+++ GIVEN DATA
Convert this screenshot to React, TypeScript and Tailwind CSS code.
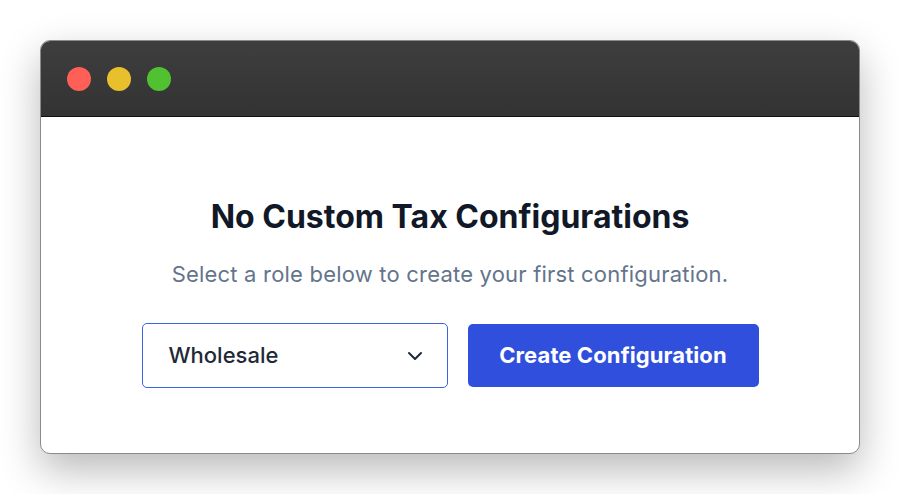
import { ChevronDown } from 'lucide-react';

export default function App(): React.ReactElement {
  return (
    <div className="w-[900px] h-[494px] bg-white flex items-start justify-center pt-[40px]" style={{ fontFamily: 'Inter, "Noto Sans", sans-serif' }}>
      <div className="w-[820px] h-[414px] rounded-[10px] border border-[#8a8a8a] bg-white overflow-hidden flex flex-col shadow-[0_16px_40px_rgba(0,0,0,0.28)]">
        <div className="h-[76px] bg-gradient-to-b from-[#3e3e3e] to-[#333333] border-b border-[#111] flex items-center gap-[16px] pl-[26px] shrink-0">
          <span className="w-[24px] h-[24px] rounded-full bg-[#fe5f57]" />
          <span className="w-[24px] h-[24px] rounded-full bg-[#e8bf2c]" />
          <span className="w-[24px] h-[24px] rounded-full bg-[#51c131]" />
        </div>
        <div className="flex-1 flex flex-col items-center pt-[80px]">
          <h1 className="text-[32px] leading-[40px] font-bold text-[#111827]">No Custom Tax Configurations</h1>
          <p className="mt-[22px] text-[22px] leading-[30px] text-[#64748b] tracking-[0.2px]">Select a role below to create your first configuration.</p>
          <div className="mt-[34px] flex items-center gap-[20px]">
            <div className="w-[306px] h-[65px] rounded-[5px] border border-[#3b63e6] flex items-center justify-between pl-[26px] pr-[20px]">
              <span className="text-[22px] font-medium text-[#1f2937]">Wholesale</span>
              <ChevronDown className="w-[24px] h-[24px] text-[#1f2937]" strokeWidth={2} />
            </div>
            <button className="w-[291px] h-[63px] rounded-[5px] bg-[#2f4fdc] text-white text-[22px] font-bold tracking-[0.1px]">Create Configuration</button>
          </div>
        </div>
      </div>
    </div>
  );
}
++++++
WHAT TO DO — The data above should be repeated exactly, minus any pictures.

EXERCISE RESPONSE —
Convert this screenshot to React, TypeScript and Tailwind CSS code.
import { ChevronDown } from 'lucide-react';

export default function App(): React.ReactElement {
  return (
    <div className="w-[900px] h-[494px] bg-white flex items-start justify-center pt-[40px]" style={{ fontFamily: 'Inter, "Noto Sans", sans-serif' }}>
      <div className="w-[820px] h-[414px] rounded-[10px] border border-[#8a8a8a] bg-white overflow-hidden flex flex-col shadow-[0_16px_40px_rgba(0,0,0,0.28)]">
        <div className="h-[76px] bg-gradient-to-b from-[#3e3e3e] to-[#333333] border-b border-[#111] flex items-center gap-[16px] pl-[26px] shrink-0">
          <span className="w-[24px] h-[24px] rounded-full bg-[#fe5f57]" />
          <span className="w-[24px] h-[24px] rounded-full bg-[#e8bf2c]" />
          <span className="w-[24px] h-[24px] rounded-full bg-[#51c131]" />
        </div>
        <div className="flex-1 flex flex-col items-center pt-[80px]">
          <h1 className="text-[32px] leading-[40px] font-bold text-[#111827]">No Custom Tax Configurations</h1>
          <p className="mt-[22px] text-[22px] leading-[30px] text-[#64748b] tracking-[0.2px]">Select a role below to create your first configuration.</p>
          <div className="mt-[34px] flex items-center gap-[20px]">
            <div className="w-[306px] h-[65px] rounded-[5px] border border-[#3b63e6] flex items-center justify-between pl-[26px] pr-[20px]">
              <span className="text-[22px] font-medium text-[#1f2937]">Wholesale</span>
              <ChevronDown className="w-[24px] h-[24px] text-[#1f2937]" strokeWidth={2} />
            </div>
            <button className="w-[291px] h-[63px] rounded-[5px] bg-[#2f4fdc] text-white text-[22px] font-bold tracking-[0.1px]">Create Configuration</button>
          </div>
        </div>
      </div>
    </div>
  );
}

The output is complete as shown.